Video by AC/DC
- Released: 26 October 1992 (VHS) 3 November 2003 (DVD) 16 October 2007 (Blu-ray)
- Recorded: 17 August 1991
- Venue: Donington Park
- Genre: Hard rock, rock and roll
- Length: 120:00

= Live at Donington (AC/DC album) =

Live at Donington is the DVD recording of the Australian rock band AC/DC‘s show at Donington Park on 17 August 1991, directed by David Mallet; it was the band's third Monsters of Rock festival. The two-hour show was performed before 72,500 spectators and included real cannons, the Hells Bell, an inflatable Rosie and two inflatable Anguses: one to the right of the stage, and one in the back of the stage during Hell Ain't a Bad Place to Be. It was filmed in 35 mm Panavision and had 26 cameras that included one situated inside a helicopter. The DVD includes special features such as stereo and 5.1 surround sound, Iso-cam versions of certain songs for different band members, and audio commentary from Angus and Malcolm Young.

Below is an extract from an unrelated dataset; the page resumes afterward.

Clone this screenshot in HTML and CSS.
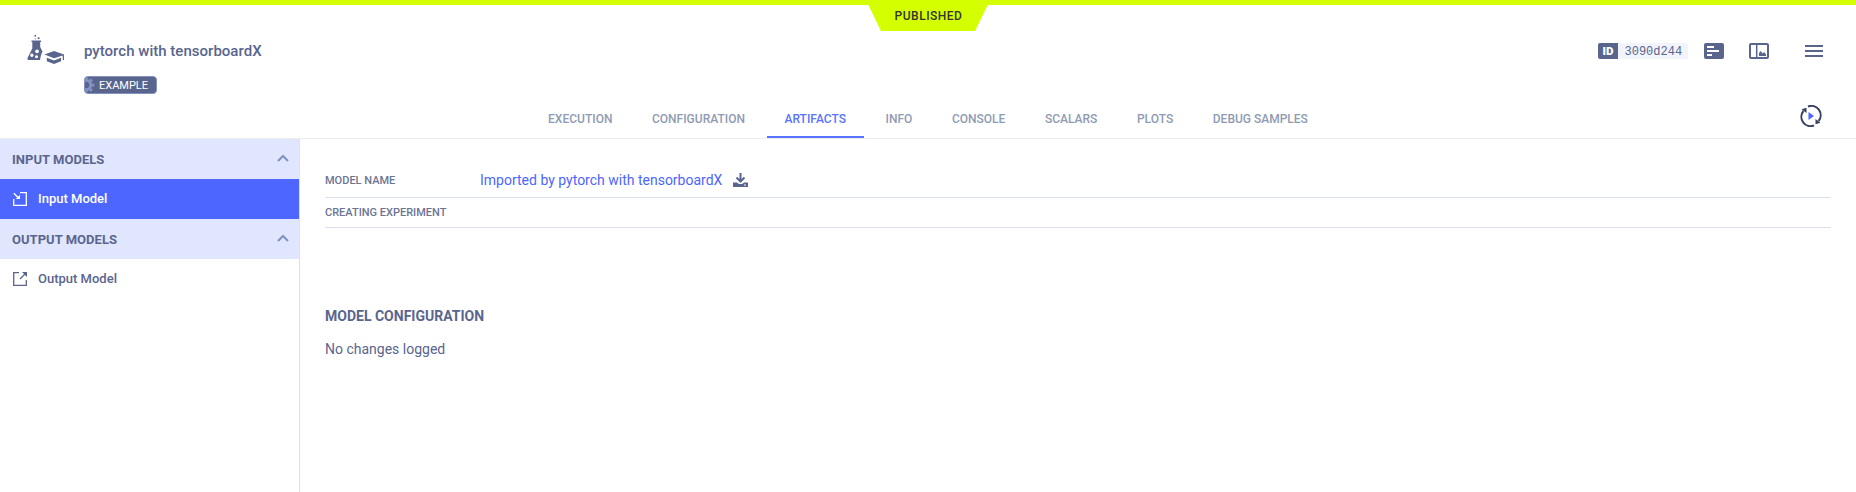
FILE: index.html
```html
<!DOCTYPE html>
<html lang="en">
<head>
<meta charset="utf-8">
<title>pytorch with tensorboardX</title>
<link rel="stylesheet" href="styles.css">
</head>
<body>
<header class="header">
  <div class="status-bar"><span class="status-label">PUBLISHED</span></div>
  <div class="title-row">
    <svg class="type-icon" width="38" height="32" viewBox="0 0 38 32" fill="#5a658e">
      <rect x="7.5" y="0" width="1.6" height="1.6"/><rect x="10.7" y="2.3" width="1.8" height="1.8"/><rect x="7.8" y="3.5" width="1" height="1"/>
      <path fill-rule="evenodd" d="M4.5 5.5H14V7H13.2V12L15.5 16.5 14 20 13 25H1.5Q0 25 .5 23L5.3 13.5V7H4.5ZM10 14.5a1.9 1.9 0 1 0 .1 0ZM4.8 18.5a1.7 1.7 0 1 0 .1 0ZM9.5 20.3a1.5 1.5 0 1 0 .1 0Z"/>
      <path d="M17.5 19.5 27 16l10 3.5V25h-1.2v-4.5L27 23.2ZM19.8 22.8 27 25.6l7-2.8v3.5L27 29l-7.2-2.7Z"/>
    </svg>
    <h1 class="title">pytorch with tensorboardX</h1>
    <div class="actions">
      <div class="id"><span class="id-key">ID</span><span class="id-value">3090d244</span></div>
      <svg class="details-icon" width="20" height="16" viewBox="0 0 20 16"><rect width="20" height="16" rx="2" fill="#5a658e"/><path d="M3 4h7M3 8h12M3 12h5" stroke="#fff" stroke-width="2"/></svg>
      <svg class="split-icon" width="20" height="16" viewBox="0 0 20 16"><rect x="1" y="1" width="18" height="14" rx="1" fill="#fff" stroke="#5a658e" stroke-width="2"/><path d="M7.7 1v14" stroke="#5a658e" stroke-width="1.5"/><path d="M10 13V10l1.7-2 2 2.5 1.5-1.5 1.8 2.5V13Z" fill="#5a658e"/></svg>
      <svg class="menu-icon" width="18" height="12" viewBox="0 0 18 12"><path d="M0 1h18M0 6h18M0 11h18" stroke="#5a658e" stroke-width="2"/></svg>
    </div>
  </div>
  <div class="tag">
    <svg width="10" height="16" viewBox="0 0 10 16"><circle cx="1" cy="8" r="4.7" fill="none" stroke="#8492c2" stroke-width="3"/><circle cx="1" cy="8" r="7" fill="none" stroke="#8492c2" stroke-width="2.6" stroke-dasharray="3 2.5" stroke-dashoffset="1.5"/></svg>
    <span>EXAMPLE</span>
  </div>
  <nav class="tabs">
    <a class="tab">EXECUTION</a><a class="tab">CONFIGURATION</a><a class="tab active">ARTIFACTS</a><a class="tab">INFO</a><a class="tab">CONSOLE</a><a class="tab">SCALARS</a><a class="tab">PLOTS</a><a class="tab">DEBUG SAMPLES</a>
    <svg class="refresh-icon" width="22" height="22" viewBox="0 0 22 22" fill="none"><path d="M8 1.5A9.3 9.3 0 0 1 18.6 16M14 20.5A9.3 9.3 0 0 1 3.4 6" stroke="#384161" stroke-width="2"/><path d="M15.5 14v5.3l5-1.6ZM6.5 8V2.7l-5 1.6Z" fill="#384161"/><path d="M8.5 7v8l5.5-4Z" fill="#4d66ff"/></svg>
  </nav>
</header>
<main class="main">
  <aside class="sidebar">
    <div class="group">INPUT MODELS<svg width="12" height="8" viewBox="0 0 12 8"><path d="M1 7l5-5 5 5" fill="none" stroke="#8492c2" stroke-width="2"/></svg></div>
    <div class="item selected"><svg width="14" height="14" viewBox="0 0 14 14" fill="none" stroke="currentColor" stroke-width="1.3"><path d="M7 .7h6.3v12.6H.7V7M.8 1.2l5 5"/><path d="M7 2.8V7H2.8Z" fill="currentColor" stroke="none"/></svg>Input Model</div>
    <div class="group">OUTPUT MODELS<svg width="12" height="8" viewBox="0 0 12 8"><path d="M1 7l5-5 5 5" fill="none" stroke="#8492c2" stroke-width="2"/></svg></div>
    <div class="item"><svg width="14" height="14" viewBox="0 0 14 14" fill="none" stroke="currentColor" stroke-width="1.3"><path d="M6 .7H.7v12.6h12.6V8M7 7l5.5-5.5"/><path d="M9 0h5v5Z" fill="currentColor" stroke="none"/></svg>Output Model</div>
  </aside>
  <section class="content">
    <div class="row name-row"><span class="label">MODEL NAME</span><a class="link">Imported by pytorch with tensorboardX</a>
      <svg class="download-icon" width="15" height="14" viewBox="0 0 15 14"><path d="M7.5 0v8M3.5 4.5l4 4 4-4" fill="none" stroke="#5a658e" stroke-width="2"/><path fill-rule="evenodd" d="M0 9.5h4l2 1.5h3l2-1.5h4V14H0ZM11 11.5v1h2v-1Z" fill="#5a658e"/></svg>
    </div>
    <div class="row"><span class="label">CREATING EXPERIMENT</span></div>
    <h2 class="section-title">MODEL CONFIGURATION</h2>
    <p class="empty">No changes logged</p>
  </section>
</main>
</body>
</html>
```
FILE: styles.css
```css
* { box-sizing: border-box; }
body { margin: 0; height: 492px; overflow: hidden; display: flex; flex-direction: column; background: #fff; color: #5a658e; font-family: Roboto, sans-serif; font-size: 14px; }
.header { height: 139px; flex: none; border-bottom: 1px solid #ededed; display: flex; flex-direction: column; }
.status-bar { height: 31px; flex: none; display: flex; justify-content: center; background: linear-gradient(#d3ff00, #d3ff00) 0 0 / 100% 5px no-repeat; }
.status-label { width: 124px; height: 31px; line-height: 32px; padding-left: 1px; text-align: center; background: #d3ff00; clip-path: polygon(0 0, 100% 0, 109px 100%, 15px 100%); color: #333; font-size: 12px; font-weight: 500; letter-spacing: .5px; }
.title-row { height: 40px; flex: none; display: flex; align-items: center; padding: 0 24px 0 27px; }
.title { margin: 0 0 0 19px; font-size: 15px; line-height: 20px; font-weight: 500; letter-spacing: .02px; }
.actions { margin-left: auto; display: flex; align-items: center; }
.id { display: flex; height: 16px; line-height: 16px; border-radius: 2px; overflow: hidden; }
.id-key { width: 20px; text-align: center; background: #5a658e; color: #fff; font-size: 11.5px; font-weight: 900; }
.id-value { width: 70px; padding-left: 6.5px; line-height: 18px; background: #f2f4fc; font-family: "Liberation Mono", monospace; font-size: 12px; }
.details-icon { margin-left: 16px; }
.split-icon { margin-left: 25px; }
.menu-icon { margin: 0 9px 0 36px; }
.tag { margin: 5px 0 0 84px; width: 73px; height: 18px; flex: none; display: flex; align-items: center; border: 1px solid #8492c2; border-radius: 4px; background: #5a658e; color: #fff; font-size: 11px; line-height: 16px; overflow: hidden; }
.tag span { margin-left: 4px; padding-top: 2px; }
.tabs { position: relative; height: 38px; margin-top: auto; display: flex; justify-content: center; gap: 3.6px; }
.tab { padding: 0 18px; line-height: 39px; height: 38px; font-size: 12px; font-weight: 500; color: #8f9bb3; border-bottom: 2px solid transparent; }
.tab.active { color: #5a73ff; border-color: #5a73ff; }
.refresh-icon { position: absolute; right: 34px; top: 5px; }
.main { flex: 1; display: flex; min-height: 0; }
.sidebar { width: 300px; flex: none; border-right: 1px solid #dce0ee; font-size: 13px; font-weight: 500; }
.group, .item { height: 40px; display: flex; align-items: center; }
.group { justify-content: space-between; padding: 0 10px 0 12px; background: #e1e6ff; font-weight: 700; letter-spacing: .03px; }
.group svg { margin-top: -3px; }
.item { padding: 0 0 1px 13px; gap: 11px; }
.item svg { margin-top: 1px; }
.item.selected { background: #4d66ff; color: #fff; }
.content { flex: 1; padding: 24px 25px 0; }
.row { height: 30px; display: flex; align-items: center; border-bottom: 1px solid #dce0ee; }
.name-row { height: 35px; }
.label { width: 155px; color: #6c7493; font-size: 11px; font-weight: 500; white-space: nowrap; }
.link { color: #4d66ff; }
.download-icon { margin-left: 11px; }
.section-title { margin: 78px 0 0; font-size: 14px; line-height: 20px; font-weight: 700; }
.empty { margin: 13px 0 0; line-height: 20px; }
```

Another option allows the viewer to focus on just one member for the length of a song. This option is available for Angus Young on "Thunderstruck", "Back in Black", and "Highway to Hell". The option is offered for Malcolm Young on "T.N.T.", Brian Johnson on "Whole Lotta Rosie" and Cliff Williams on "Dirty Deeds Done Dirt Cheap". For unknown reasons, this option was not available for Chris Slade. One other feature is a full catalogue discography with audio interview of all international albums.

Despite the commercial success of the DVD, many hardcore fans were disappointed that the audio was ‘fixed’ with various overdubs, resulting in many differences from the original audio, although the DVD officially released in Brazil used the original audio. The tracks from Live at Donington on AC/DC Live use the original audio.

The audio was used for the Harmonix game AC/DC Live: Rock Band Track Pack.

Professional ratings
Review scores
| Source | Rating |
| Allmusic | Star |

==Set list==
1. "Thunderstruck"
2. "Shoot to Thrill"
3. "Back in Black"
4. "Hell Ain't a Bad Place to Be"
5. "Heatseeker"
6. "Fire Your Guns"
7. "Jailbreak"
8. "The Jack"
9. "Dirty Deeds Done Dirt Cheap"
10. "Moneytalks"
11. "Hells Bells"
12. "High Voltage"
13. "Whole Lotta Rosie"
14. "You Shook Me All Night Long"
15. "T.N.T."
16. "Let There Be Rock"
17. "Highway to Hell"
18. "For Those About to Rock (We Salute You)"

==Personnel==
- Brian Johnson - lead vocals
- Angus Young - lead guitar, backing vocals on "Dirty Deeds Done Dirt Cheap" and "T.N.T."
- Malcolm Young - rhythm guitar, backing vocals
- Cliff Williams - bass guitar, backing vocals
- Chris Slade - drums, percussion

==Other releases==

===Blu-ray===
This concert was released for the first time in high-definition on Blu-ray Disc by Sony BMG on October 16, 2007. The video is in 1080p, and is a brand new 35 mm film transfer that includes a PCM 5.1 (48 kHz, 24 bit) soundtrack.

===Rock Band===
The concert has been released in the form of playable songs for the music video game series Rock Band under the name of AC/DC Live: Rock Band Track Pack.

The Track Pack was released on November 2, 2008. In line with other AC/DC promotions, the track pack was only available through Wal-Mart and Sam's Club in the United States.

==Certifications==

| Region | Certification | Certified units/sales |
| Argentina (CAPIF) | Platinum | 8,000^{^} |
| Australia (ARIA) | 7× Platinum | 105,000^{^} |
| Austria (IFPI Austria) | Gold | 5,000^{*} |
| Finland (Musiikkituottajat) | Gold | 8,078 |
| France (SNEP) | 2× Platinum | 40,000^{*} |
| Germany (BVMI) video | 3× Platinum | 150,000^{^} |
| Germany (BVMI) album | Gold | 250,000^{‡} |
| Spain (Promusicae) | Gold | 10,000^{^} |
| Sweden (GLF) | Gold | 10,000^{^} |
| Switzerland (IFPI Switzerland) | Platinum | 6,000^{^} |
| United Kingdom (BPI) | 2× Platinum | 100,000^{*} |
| United States (RIAA) | 6× Platinum | 600,000^{^} |
^{*} Sales figures based on certification alone. ^{^} Shipments figures based on certification alone. ^{‡} Sales+streaming figures based on certification alone.